_Material_.
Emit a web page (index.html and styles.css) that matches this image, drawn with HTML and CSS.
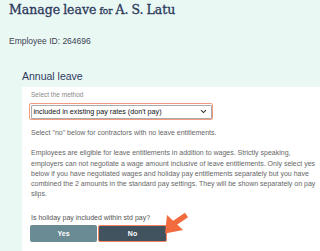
FILE: index.html
```html
<!DOCTYPE html>
<html>
<head>
<meta charset="utf-8">
<link rel="stylesheet" href="styles.css">
</head>
<body>
<div class="page">
  <h1 class="title">Manage leave <span class="for">for</span> A. S. Latu</h1>
  <div class="emp">Employee ID: 264696</div>
  <h2 class="section">Annual leave</h2>
  <div class="panel">
    <div class="label">Select the method</div>
    <div class="select-ring">
      <div class="select">
        <span>included in existing pay rates (don't pay)</span>
        <svg class="chev" width="7" height="5" viewBox="0 0 7 5"><path d="M1 1.2 L3.5 3.6 L6 1.2" fill="none" stroke="#333" stroke-width="1.1"/></svg>
      </div>
    </div>
    <p class="note">Select "no" below for contractors with no leave entitlements.</p>
    <p class="para">Employees are eligible for leave entitlements in addition to wages. Strictly speaking, employers can not negotiate a wage amount inclusive of leave entitlements. Only select yes below if you have negotiated wages and holiday pay entitlements separately but you have combined the 2 amounts in the standard pay settings. They will be shown separately on pay slips.</p>
    <p class="question">Is holiday pay included within std pay?</p>
    <div class="buttons">
      <div class="btn yes">Yes</div>
      <div class="btn no">No</div>
      <svg class="arrow" width="30" height="30" viewBox="0 0 30 30">
        <path d="M14 14.5 L26.5 6" stroke="#f26b3f" stroke-width="5.5" stroke-linecap="butt"/>
        <path d="M5 24.5 L7 6 L23 21 Z" fill="#f26b3f"/>
      </svg>
    </div>
  </div>
</div>
</body>
</html>
```
FILE: styles.css
```css
html, body {
  margin: 0;
  padding: 0;
  background: #eaf8f4;
  height: 100%;
}
.page {
  padding: 2px 0 0 9px;
  font-family: "Liberation Sans", Arial, sans-serif;
  min-height: 100%;
  box-sizing: border-box;
  display: flex;
  flex-direction: column;
}
.title {
  margin: 0;
  font-family: "DejaVu Serif", serif;
  font-weight: normal;
  font-size: 12.5px;
  line-height: 15px;
  color: #2e3a5c;
  -webkit-text-stroke: 0.35px #2e3a5c;
  word-spacing: -1px;
}
.title .for {
  font-size: 9px;
}
.emp {
  margin-top: 17px;
  font-size: 8.5px;
  line-height: 10px;
  color: #3b4152;
}
.section {
  margin: 24px 0 0 13px;
  font-weight: normal;
  font-size: 10.5px;
  line-height: 12px;
  color: #2e3a5c;
}
.panel {
  margin: 5px 0 0 13px;
  background: #fff;
  flex: 1;
  padding: 3px 3px 10px 9px;
}
.label {
  font-size: 6.5px;
  line-height: 9px;
  color: #888;
}
.select-ring {
  margin: 4px 0 0 -2px;
  width: 184px;
  box-sizing: border-box;
  border: 1.5px solid #f59a7e;
  border-radius: 2px;
  padding: 0.5px;
}
.select {
  display: flex;
  align-items: center;
  justify-content: space-between;
  height: 14px;
  box-sizing: border-box;
  border: 1px solid #aaa;
  border-radius: 1px;
  padding: 0 4px 0 2px;
  font-size: 7.2px;
  color: #111;
}
.note {
  margin: 8px 0 0;
  font-size: 7px;
  line-height: 10.3px;
  color: #666;
}
.para {
  margin: 10px 0 0;
  font-size: 7px;
  line-height: 10.3px;
  color: #666;
}
.question {
  margin: 13.5px 0 0;
  font-size: 7px;
  line-height: 9px;
  color: #555;
}
.buttons {
  position: relative;
  display: flex;
  margin: 2.5px 0 0 -1px;
}
.btn {
  height: 17px;
  display: flex;
  align-items: center;
  justify-content: center;
  font-size: 7px;
  font-weight: bold;
  color: #fff;
  border-radius: 2px;
  box-sizing: border-box;
}
.yes {
  width: 67px;
  background: #6b8b94;
}
.no {
  width: 69px;
  margin-left: 1px;
  background: #40535f;
  border: 1px solid #f4845f;
}
.arrow {
  position: absolute;
  left: 130px;
  top: -16px;
}
```
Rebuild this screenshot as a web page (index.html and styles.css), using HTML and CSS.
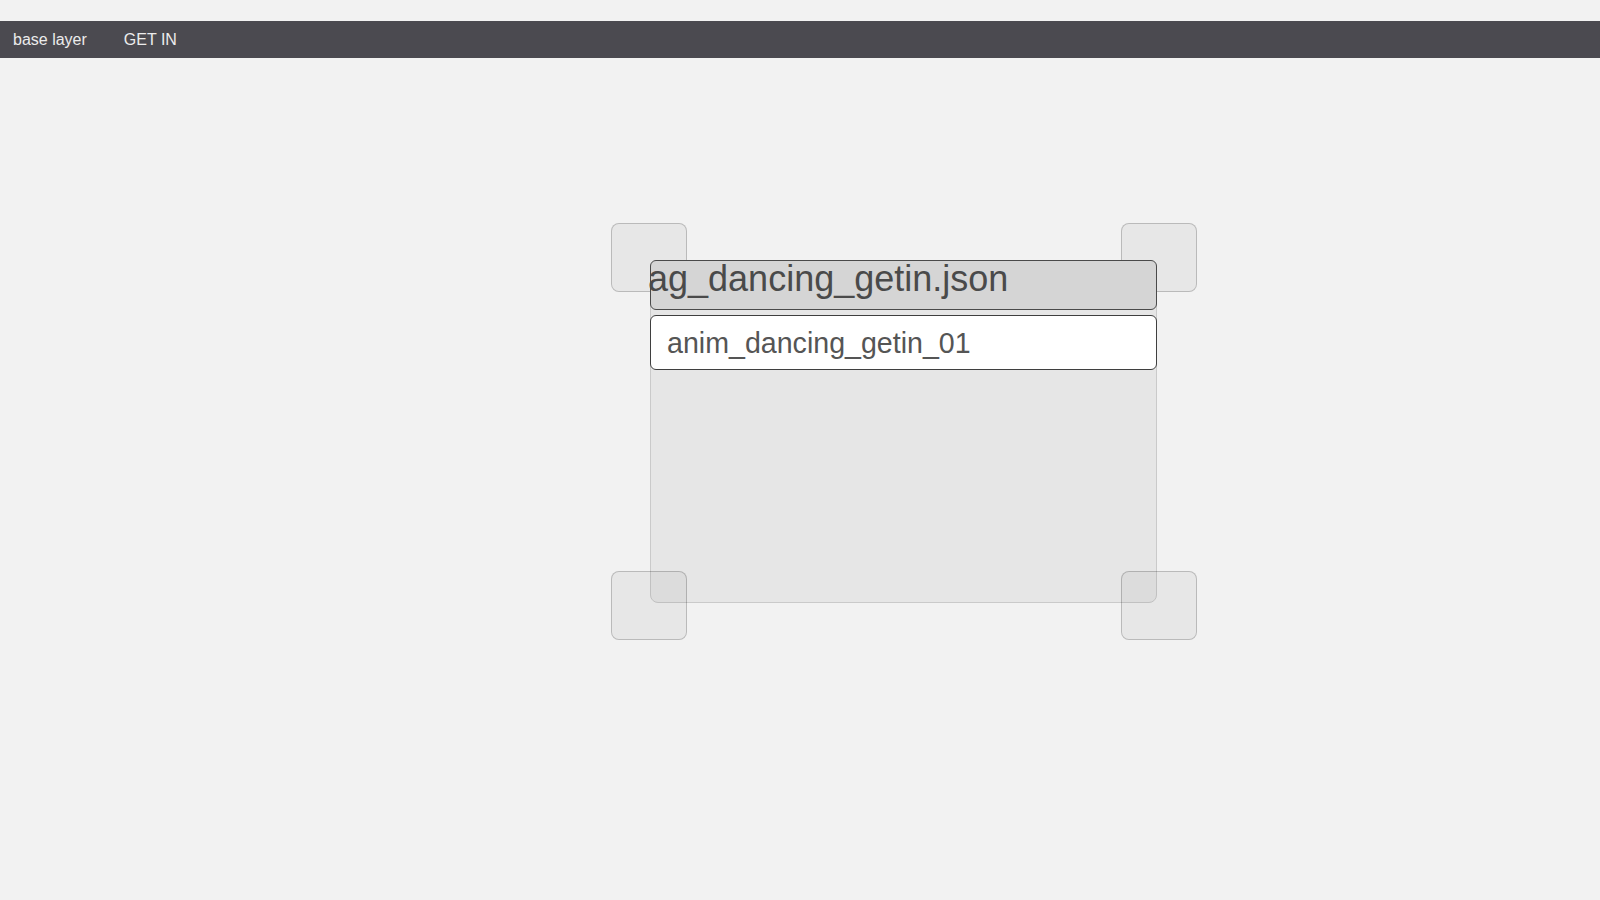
FILE: index.html
```html
<!DOCTYPE html>
<html>
<head>
<meta charset="utf-8">
<link rel="stylesheet" href="styles.css">
</head>
<body>
<div class="topbar">
  <span class="tab">base layer</span>
  <span class="tab">GET IN</span>
</div>
<div class="stage">
  <div class="frame">
    <div class="handle tl"></div>
    <div class="handle tr"></div>
    <div class="handle bl"></div>
    <div class="handle br"></div>
    <div class="panel">
      <div class="title">ag_dancing_getin.json</div>
      <div class="item">anim_dancing_getin_01</div>
    </div>
  </div>
</div>
</body>
</html>
```

FILE: styles.css
```css
html, body {
  margin: 0;
  padding: 0;
  background: #f2f2f2;
  font-family: "Liberation Sans", Arial, sans-serif;
}
body {
  padding-top: 21px;
  height: 879px;
  overflow: hidden;
}
.topbar {
  height: 37px;
  background: #4b4a50;
  display: flex;
  align-items: center;
  gap: 37px;
  padding-left: 13px;
  color: #ececec;
  font-size: 16px;
}
.stage {
  padding-top: 165px;
  padding-left: 611px;
}
.frame {
  position: relative;
  width: 586px;
  height: 417px;
  box-sizing: border-box;
  padding: 37px 40px 37px 39px;
}
.handle {
  position: absolute;
  width: 76px;
  height: 69px;
  box-sizing: border-box;
  border: 1px solid rgba(0, 0, 0, 0.2);
  background: rgba(0, 0, 0, 0.045);
  border-radius: 8px;
  z-index: 1;
}
.tl { left: 0; top: 0; }
.tr { right: 0; top: 0; }
.bl { left: 0; bottom: 0; }
.br { right: 0; bottom: 0; }
.panel {
  height: 343px;
  box-sizing: border-box;
  background: #e6e6e6;
  border: 1px solid #cacaca;
  border-radius: 8px;
  display: flex;
  flex-direction: column;
  gap: 5px;
}
.title {
  position: relative;
  z-index: 2;
  margin: -1px -1px 0 -1px;
  height: 50px;
  box-sizing: border-box;
  background: #d5d5d5;
  border: 1.5px solid #4a4a4a;
  border-radius: 6px;
  font-size: 36px;
  line-height: 35px;
  color: #4a4a4a;
  padding-left: 0;
  text-indent: -3px;
  white-space: nowrap;
  overflow: visible;
}
.item {
  position: relative;
  z-index: 2;
  margin: 0 -1px;
  height: 55px;
  box-sizing: border-box;
  background: #ffffff;
  border: 1.5px solid #3f3f3f;
  border-radius: 6px;
  font-size: 28.6px;
  line-height: 54px;
  color: #555;
  padding-left: 16px;
  white-space: nowrap;
}
```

_Exercise_. Copy out the whole listing exactly, and don't carry over any pictures.

_Answer for the task_.
Emit a web page (index.html and styles.css) that matches this image, drawn with HTML and CSS.
FILE: index.html
```html
<!DOCTYPE html>
<html>
<head>
<meta charset="utf-8">
<link rel="stylesheet" href="styles.css">
</head>
<body>
<div class="page">
  <h1 class="title">Manage leave <span class="for">for</span> A. S. Latu</h1>
  <div class="emp">Employee ID: 264696</div>
  <h2 class="section">Annual leave</h2>
  <div class="panel">
    <div class="label">Select the method</div>
    <div class="select-ring">
      <div class="select">
        <span>included in existing pay rates (don't pay)</span>
        <svg class="chev" width="7" height="5" viewBox="0 0 7 5"><path d="M1 1.2 L3.5 3.6 L6 1.2" fill="none" stroke="#333" stroke-width="1.1"/></svg>
      </div>
    </div>
    <p class="note">Select "no" below for contractors with no leave entitlements.</p>
    <p class="para">Employees are eligible for leave entitlements in addition to wages. Strictly speaking, employers can not negotiate a wage amount inclusive of leave entitlements. Only select yes below if you have negotiated wages and holiday pay entitlements separately but you have combined the 2 amounts in the standard pay settings. They will be shown separately on pay slips.</p>
    <p class="question">Is holiday pay included within std pay?</p>
    <div class="buttons">
      <div class="btn yes">Yes</div>
      <div class="btn no">No</div>
      <svg class="arrow" width="30" height="30" viewBox="0 0 30 30">
        <path d="M14 14.5 L26.5 6" stroke="#f26b3f" stroke-width="5.5" stroke-linecap="butt"/>
        <path d="M5 24.5 L7 6 L23 21 Z" fill="#f26b3f"/>
      </svg>
    </div>
  </div>
</div>
</body>
</html>
```
FILE: styles.css
```css
html, body {
  margin: 0;
  padding: 0;
  background: #eaf8f4;
  height: 100%;
}
.page {
  padding: 2px 0 0 9px;
  font-family: "Liberation Sans", Arial, sans-serif;
  min-height: 100%;
  box-sizing: border-box;
  display: flex;
  flex-direction: column;
}
.title {
  margin: 0;
  font-family: "DejaVu Serif", serif;
  font-weight: normal;
  font-size: 12.5px;
  line-height: 15px;
  color: #2e3a5c;
  -webkit-text-stroke: 0.35px #2e3a5c;
  word-spacing: -1px;
}
.title .for {
  font-size: 9px;
}
.emp {
  margin-top: 17px;
  font-size: 8.5px;
  line-height: 10px;
  color: #3b4152;
}
.section {
  margin: 24px 0 0 13px;
  font-weight: normal;
  font-size: 10.5px;
  line-height: 12px;
  color: #2e3a5c;
}
.panel {
  margin: 5px 0 0 13px;
  background: #fff;
  flex: 1;
  padding: 3px 3px 10px 9px;
}
.label {
  font-size: 6.5px;
  line-height: 9px;
  color: #888;
}
.select-ring {
  margin: 4px 0 0 -2px;
  width: 184px;
  box-sizing: border-box;
  border: 1.5px solid #f59a7e;
  border-radius: 2px;
  padding: 0.5px;
}
.select {
  display: flex;
  align-items: center;
  justify-content: space-between;
  height: 14px;
  box-sizing: border-box;
  border: 1px solid #aaa;
  border-radius: 1px;
  padding: 0 4px 0 2px;
  font-size: 7.2px;
  color: #111;
}
.note {
  margin: 8px 0 0;
  font-size: 7px;
  line-height: 10.3px;
  color: #666;
}
.para {
  margin: 10px 0 0;
  font-size: 7px;
  line-height: 10.3px;
  color: #666;
}
.question {
  margin: 13.5px 0 0;
  font-size: 7px;
  line-height: 9px;
  color: #555;
}
.buttons {
  position: relative;
  display: flex;
  margin: 2.5px 0 0 -1px;
}
.btn {
  height: 17px;
  display: flex;
  align-items: center;
  justify-content: center;
  font-size: 7px;
  font-weight: bold;
  color: #fff;
  border-radius: 2px;
  box-sizing: border-box;
}
.yes {
  width: 67px;
  background: #6b8b94;
}
.no {
  width: 69px;
  margin-left: 1px;
  background: #40535f;
  border: 1px solid #f4845f;
}
.arrow {
  position: absolute;
  left: 130px;
  top: -16px;
}
```
Rebuild this screenshot as a web page (index.html and styles.css), using HTML and CSS.
FILE: index.html
```html
<!DOCTYPE html>
<html>
<head>
<meta charset="utf-8">
<link rel="stylesheet" href="styles.css">
</head>
<body>
<div class="topbar">
  <span class="tab">base layer</span>
  <span class="tab">GET IN</span>
</div>
<div class="stage">
  <div class="frame">
    <div class="handle tl"></div>
    <div class="handle tr"></div>
    <div class="handle bl"></div>
    <div class="handle br"></div>
    <div class="panel">
      <div class="title">ag_dancing_getin.json</div>
      <div class="item">anim_dancing_getin_01</div>
    </div>
  </div>
</div>
</body>
</html>
```

FILE: styles.css
```css
html, body {
  margin: 0;
  padding: 0;
  background: #f2f2f2;
  font-family: "Liberation Sans", Arial, sans-serif;
}
body {
  padding-top: 21px;
  height: 879px;
  overflow: hidden;
}
.topbar {
  height: 37px;
  background: #4b4a50;
  display: flex;
  align-items: center;
  gap: 37px;
  padding-left: 13px;
  color: #ececec;
  font-size: 16px;
}
.stage {
  padding-top: 165px;
  padding-left: 611px;
}
.frame {
  position: relative;
  width: 586px;
  height: 417px;
  box-sizing: border-box;
  padding: 37px 40px 37px 39px;
}
.handle {
  position: absolute;
  width: 76px;
  height: 69px;
  box-sizing: border-box;
  border: 1px solid rgba(0, 0, 0, 0.2);
  background: rgba(0, 0, 0, 0.045);
  border-radius: 8px;
  z-index: 1;
}
.tl { left: 0; top: 0; }
.tr { right: 0; top: 0; }
.bl { left: 0; bottom: 0; }
.br { right: 0; bottom: 0; }
.panel {
  height: 343px;
  box-sizing: border-box;
  background: #e6e6e6;
  border: 1px solid #cacaca;
  border-radius: 8px;
  display: flex;
  flex-direction: column;
  gap: 5px;
}
.title {
  position: relative;
  z-index: 2;
  margin: -1px -1px 0 -1px;
  height: 50px;
  box-sizing: border-box;
  background: #d5d5d5;
  border: 1.5px solid #4a4a4a;
  border-radius: 6px;
  font-size: 36px;
  line-height: 35px;
  color: #4a4a4a;
  padding-left: 0;
  text-indent: -3px;
  white-space: nowrap;
  overflow: visible;
}
.item {
  position: relative;
  z-index: 2;
  margin: 0 -1px;
  height: 55px;
  box-sizing: border-box;
  background: #ffffff;
  border: 1.5px solid #3f3f3f;
  border-radius: 6px;
  font-size: 28.6px;
  line-height: 54px;
  color: #555;
  padding-left: 16px;
  white-space: nowrap;
}
```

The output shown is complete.